-- START Given information --
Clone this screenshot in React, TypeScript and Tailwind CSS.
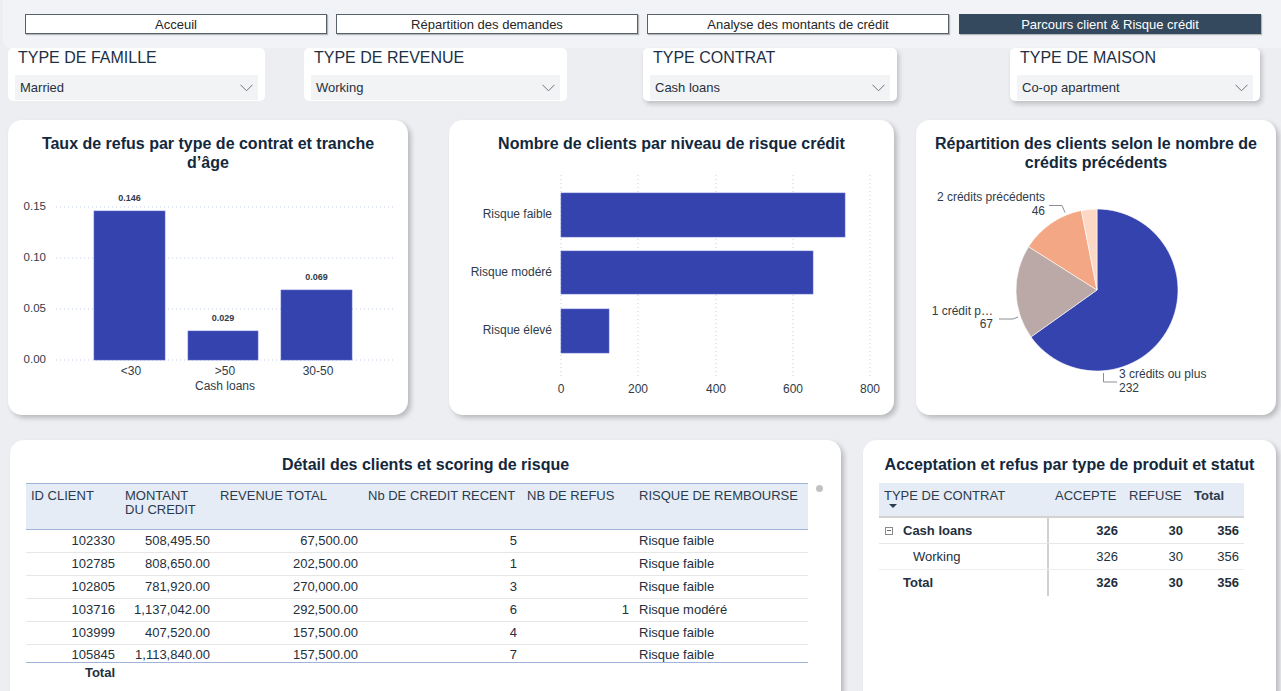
import React from "react";

const navItems = [
  { label: "Acceuil", active: false },
  { label: "Répartition des demandes", active: false },
  { label: "Analyse des montants de crédit", active: false },
  { label: "Parcours client & Risque crédit", active: true },
];

function Chevron() {
  return (
    <svg width="13" height="8" viewBox="0 0 13 8" className="shrink-0">
      <path d="M0.5 0.8 L6.5 6.8 L12.5 0.8" fill="none" stroke="#6b7280" strokeWidth="1" />
    </svg>
  );
}

function Slicer({ title, value, className }: { title: string; value: string; className: string }) {
  return (
    <div className={`bg-white rounded-[5px] px-[7px] flex flex-col h-[53px] ${className}`}>
      <div className="text-[16px] leading-[19px] pl-[3px] text-[#1d3045] whitespace-nowrap">{title}</div>
      <div className="mt-[8px] h-[25px] bg-[#f2f3f5] flex items-center justify-between pl-[5px] pr-[5px] pt-[1px]">
        <span className="text-[13px] text-[#27313c]">{value}</span>
        <Chevron />
      </div>
    </div>
  );
}

const cardCls = "bg-white rounded-[14px] shadow-[3px_3px_5px_rgba(0,0,0,0.22)] shrink-0";
const titleCls = "h-[51px] pt-[14px] text-center text-[16px] font-bold leading-[19px] text-[#13283c]";
const BLUE = "#3543ae";
const GRID = "#c3d1e8";

function RefusChart() {
  const ys = [
    { v: "0.15", y: 207 },
    { v: "0.10", y: 258 },
    { v: "0.05", y: 309 },
    { v: "0.00", y: 360 },
  ];
  const bars = [
    { x: 94, w: 71, top: 211, label: "0.146", cat: "<30", cx: 131 },
    { x: 188, w: 70, top: 331, label: "0.029", cat: ">50", cx: 225 },
    { x: 281, w: 71, top: 290, label: "0.069", cat: "30-50", cx: 318 },
  ];
  return (
    <svg width="400" height="244" className="block overflow-visible">
      <g transform="translate(-8 -171)">
        {ys.map((t) => (
          <g key={t.v}>
            <line x1="56" x2="395" y1={t.y} y2={t.y} stroke={GRID} strokeDasharray="1 3" />
            <text x="46" y={t.y} textAnchor="end" dominantBaseline="middle" fontSize="11.5" fill="#2f3b48">
              {t.v}
            </text>
          </g>
        ))}
        {bars.map((b) => (
          <g key={b.cat}>
            <rect x={b.x} y={b.top} width={b.w} height={360 - b.top} fill={BLUE} stroke="#5b68c8" strokeWidth="0.6" />
            <text x={b.x + b.w / 2} y={b.top - 12} textAnchor="middle" dominantBaseline="middle" fontSize="9" fontWeight="bold" fill="#2f3b48">
              {b.label}
            </text>
            <text x={b.cx} y="372" textAnchor="middle" dominantBaseline="middle" fontSize="12" fill="#2f3b48">
              {b.cat}
            </text>
          </g>
        ))}
        <text x="225" y="387" textAnchor="middle" dominantBaseline="middle" fontSize="12" fill="#2f3b48">
          Cash loans
        </text>
      </g>
    </svg>
  );
}

function RisqueChart() {
  const ticks = [
    { v: "0", x: 561 },
    { v: "200", x: 638 },
    { v: "400", x: 716 },
    { v: "600", x: 793 },
    { v: "800", x: 870 },
  ];
  const bars = [
    { label: "Risque faible", y: 193, h: 44, w: 284 },
    { label: "Risque modéré", y: 251, h: 43, w: 252 },
    { label: "Risque élevé", y: 309, h: 44, w: 48 },
  ];
  return (
    <svg width="445" height="244" className="block overflow-visible">
      <g transform="translate(-449 -171)">
        {ticks.map((t) => (
          <g key={t.v}>
            <line x1={t.x} x2={t.x} y1="175" y2="378" stroke={GRID} strokeDasharray="1 3" />
            <text x={t.x} y="390" textAnchor="middle" dominantBaseline="middle" fontSize="12" fill="#2f3b48">
              {t.v}
            </text>
          </g>
        ))}
        {bars.map((b) => (
          <g key={b.label}>
            <rect x="561" y={b.y} width={b.w} height={b.h} fill={BLUE} stroke="#5b68c8" strokeWidth="0.6" />
            <text x="552" y={b.y + b.h / 2} textAnchor="end" dominantBaseline="middle" fontSize="12" fill="#2f3b48">
              {b.label}
            </text>
          </g>
        ))}
      </g>
    </svg>
  );
}

function PieChart() {
  const cx = 1097;
  const cy = 290;
  const r = 81;
  const data = [
    { v: 232, c: "#3543ae" },
    { v: 67, c: "#baa9a6" },
    { v: 46, c: "#f3a784" },
    { v: 11, c: "#fdd8c5" },
  ];
  const total = data.reduce((s, d) => s + d.v, 0);
  const pt = (a: number) => [cx + r * Math.sin((a * Math.PI) / 180), cy - r * Math.cos((a * Math.PI) / 180)];
  let acc = 0;
  const slices = data.map((d) => {
    const a0 = (acc / total) * 360;
    acc += d.v;
    const a1 = (acc / total) * 360;
    const [x0, y0] = pt(a0);
    const [x1, y1] = pt(a1);
    const large = a1 - a0 > 180 ? 1 : 0;
    return { d: `M${cx},${cy} L${x0},${y0} A${r},${r} 0 ${large} 1 ${x1},${y1} Z`, c: d.c };
  });
  return (
    <svg width="360" height="244" className="block overflow-visible">
      <g transform="translate(-916 -171)">
        {slices.map((s, i) => (
          <path key={i} d={s.d} fill={s.c} stroke="#ffffff" strokeWidth="0.6" />
        ))}
        <polyline points="1049,205.5 1062,205.5 1065,212.5" fill="none" stroke="#8a8f96" strokeWidth="1" />
        <polyline points="999,319 1013,319 1018,317" fill="none" stroke="#8a8f96" strokeWidth="1" />
        <polyline points="1103.5,373 1103.5,382 1117,382" fill="none" stroke="#8a8f96" strokeWidth="1" />
        <g fontSize="12" fill="#2f3b48">
          <text x="1045" y="198" textAnchor="end" dominantBaseline="middle">2 crédits précédents</text>
          <text x="1045" y="212" textAnchor="end" dominantBaseline="middle">46</text>
          <text x="993" y="312" textAnchor="end" dominantBaseline="middle">1 crédit p…</text>
          <text x="993" y="325" textAnchor="end" dominantBaseline="middle">67</text>
          <text x="1119" y="375" dominantBaseline="middle">3 crédits ou plus</text>
          <text x="1119" y="388.5" dominantBaseline="middle">232</text>
        </g>
      </g>
    </svg>
  );
}

const detailRows = [
  ["102330", "508,495.50", "67,500.00", "5", "", "Risque faible"],
  ["102785", "808,650.00", "202,500.00", "1", "", "Risque faible"],
  ["102805", "781,920.00", "270,000.00", "3", "", "Risque faible"],
  ["103716", "1,137,042.00", "292,500.00", "6", "1", "Risque modéré"],
  ["103999", "407,520.00", "157,500.00", "4", "", "Risque faible"],
  ["105845", "1,113,840.00", "157,500.00", "7", "", "Risque faible"],
];

const gridCols = "grid grid-cols-[94px_95px_148px_159px_112px_174px]";

function DetailTable() {
  return (
    <div className="w-[782px] text-[13px] text-[#222f3d]">
      <div className={`${gridCols} h-[47px] bg-[#e5ecf6] border-y border-[#9fb4d6] pt-[5px] leading-[14px] text-[#2b3b4d]`}>
        <div className="pl-[5px]">ID CLIENT</div>
        <div className="pl-[5px]">
          MONTANT
          <br />
          DU CREDIT
        </div>
        <div className="pl-[5px]">REVENUE TOTAL</div>
        <div className="pl-[5px] whitespace-nowrap">Nb DE CREDIT RECENT</div>
        <div className="pl-[5px]">NB DE REFUS</div>
        <div className="pl-[5px] whitespace-nowrap">RISQUE DE REMBOURSE</div>
      </div>
      <div className="h-[133px] overflow-hidden border-b border-[#9fb4d6]">
        {detailRows.map((r, i) => (
          <div
            key={r[0]}
            className={`${gridCols} items-center ${i < 5 ? "h-[23px] border-b border-[#e6e6e6]" : "h-[18px]"}`}
          >
            <div className="text-right pr-[5px]">{r[0]}</div>
            <div className="text-right pr-[5px]">{r[1]}</div>
            <div className="text-right pr-[5px]">{r[2]}</div>
            <div className="text-right pr-[5px]">{r[3]}</div>
            <div className="text-right pr-[5px]">{r[4]}</div>
            <div className="pl-[5px]">{r[5]}</div>
          </div>
        ))}
      </div>
      <div className={`${gridCols} h-[20px] items-center`}>
        <div className="text-right pr-[5px] font-bold">Total</div>
      </div>
    </div>
  );
}

const mCols = "grid grid-cols-[170px_74px_65px_56px]";

function MinusBox() {
  return (
    <span className="w-[8px] h-[8px] border border-[#8a8a8a] flex items-center justify-center shrink-0">
      <span className="w-[4px] h-px bg-[#6a6a6a]" />
    </span>
  );
}

function Matrix() {
  const vals = ["326", "30", "356"];
  return (
    <div className="w-[365px] text-[13px] text-[#222f3d]">
      <div className={`${mCols} h-[35px] bg-[#e5ecf6] border-b-2 border-[#d2d2d2] pt-[6px] leading-[14px] text-[#2b3b4d]`}>
        <div className="pl-[5px]">
          <div>TYPE DE CONTRAT</div>
          <div className="ml-[5px] mt-[1px] w-0 h-0 border-x-[4px] border-x-transparent border-t-[4px] border-t-[#2b3b4d]" />
        </div>
        <div className="pl-[6px]">ACCEPTE</div>
        <div className="pl-[6px]">REFUSE</div>
        <div className="pl-[6px] font-bold">Total</div>
      </div>
      <div className={`${mCols} h-[26px] items-center border-b border-[#e6e6e6] font-bold`}>
        <div className="h-full flex items-center pl-[6px] border-r-2 border-[#d0d0d0]">
          <MinusBox />
          <span className="ml-[10px]">Cash loans</span>
        </div>
        {vals.map((v, i) => (
          <div key={i} className="text-right pr-[5px]">{v}</div>
        ))}
      </div>
      <div className={`${mCols} h-[26px] items-center border-b border-[#eeeeee]`}>
        <div className="h-full flex items-center pl-[34px] border-r-2 border-[#d0d0d0]">Working</div>
        {vals.map((v, i) => (
          <div key={i} className="text-right pr-[5px]">{v}</div>
        ))}
      </div>
      <div className={`${mCols} h-[26px] items-center font-bold`}>
        <div className="h-full flex items-center pl-[24px] border-r-2 border-[#d0d0d0]">Total</div>
        {vals.map((v, i) => (
          <div key={i} className="text-right pr-[5px]">{v}</div>
        ))}
      </div>
    </div>
  );
}

export default function App() {
  return (
    <div className="w-[1281px] h-[691px] overflow-hidden bg-[#eceef2] font-['Liberation_Sans',Arial,sans-serif] text-[#1e2f40]">
      {/* Navigation band */}
      <div className="h-[48px] ml-[3px] bg-[#f1f3f6] rounded-bl-[8px] flex items-start pt-[14px] pl-[22px] gap-[9px]">
        {navItems.map((n) => (
          <div
            key={n.label}
            className={`w-[302px] h-[20px] flex items-center justify-center text-[13px] leading-none border shadow-[1px_1px_1px_rgba(0,0,0,0.25)] ${
              n.active ? "ml-[1px] bg-[#34495e] border-[#34495e] text-white" : "bg-white border-[#56616c] text-[#262626]"
            }`}
          >
            {n.label}
          </div>
        ))}
      </div>

      {/* Slicers */}
      <div className="flex">
        <Slicer title="TYPE DE FAMILLE" value="Married" className="ml-[8px] w-[257px]" />
        <Slicer title="TYPE DE REVENUE" value="Working" className="ml-[39px] w-[263px]" />
        <Slicer title="TYPE CONTRAT" value="Cash loans" className="ml-[76px] w-[254px] shadow-[2px_3px_5px_rgba(0,0,0,0.2)]" />
        <Slicer title="TYPE DE MAISON" value="Co-op apartment" className="ml-[113px] w-[250px] shadow-[2px_3px_5px_rgba(0,0,0,0.2)]" />
      </div>

      {/* Row 1 charts */}
      <div className="flex mt-[19px]">
        <div className={`${cardCls} ml-[8px] w-[400px] h-[295px]`}>
          <div className={titleCls}>
            Taux de refus par type de contrat et tranche
            <br />
            d’âge
          </div>
          <RefusChart />
        </div>
        <div className={`${cardCls} ml-[41px] w-[445px] h-[295px]`}>
          <div className={titleCls}>Nombre de clients par niveau de risque crédit</div>
          <RisqueChart />
        </div>
        <div className={`${cardCls} ml-[22px] w-[360px] h-[295px]`}>
          <div className={titleCls}>
            Répartition des clients selon le nombre de
            <br />
            crédits précédents
          </div>
          <PieChart />
        </div>
      </div>

      {/* Row 2 tables */}
      <div className="flex mt-[25px]">
        <div className={`${cardCls} ml-[10px] w-[831px] h-[270px]`}>
          <div className="h-[43px] pt-[15px] text-center text-[16px] font-bold leading-[19px] text-[#13283c]">
            Détail des clients et scoring de risque
          </div>
          <div className="flex pl-[16px]">
            <DetailTable />
            <div className="ml-[8px] pt-[2px]">
              <div className="w-[7px] h-[7px] rounded-full bg-[#c2c2c2]" />
            </div>
          </div>
        </div>
        <div className={`${cardCls} ml-[22px] w-[413px] h-[270px]`}>
          <div className="h-[43px] pt-[15px] text-center text-[16px] font-bold leading-[19px] text-[#13283c] whitespace-nowrap">
            Acceptation et refus par type de produit et statut
          </div>
          <div className="pl-[16px]">
            <Matrix />
          </div>
        </div>
      </div>
    </div>
  );
}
-- END Given information --
### Exercise task:
Where a line above contains the word "React", copy that line.

### Exercise output:
Clone this screenshot in React, TypeScript and Tailwind CSS.
import React from "react";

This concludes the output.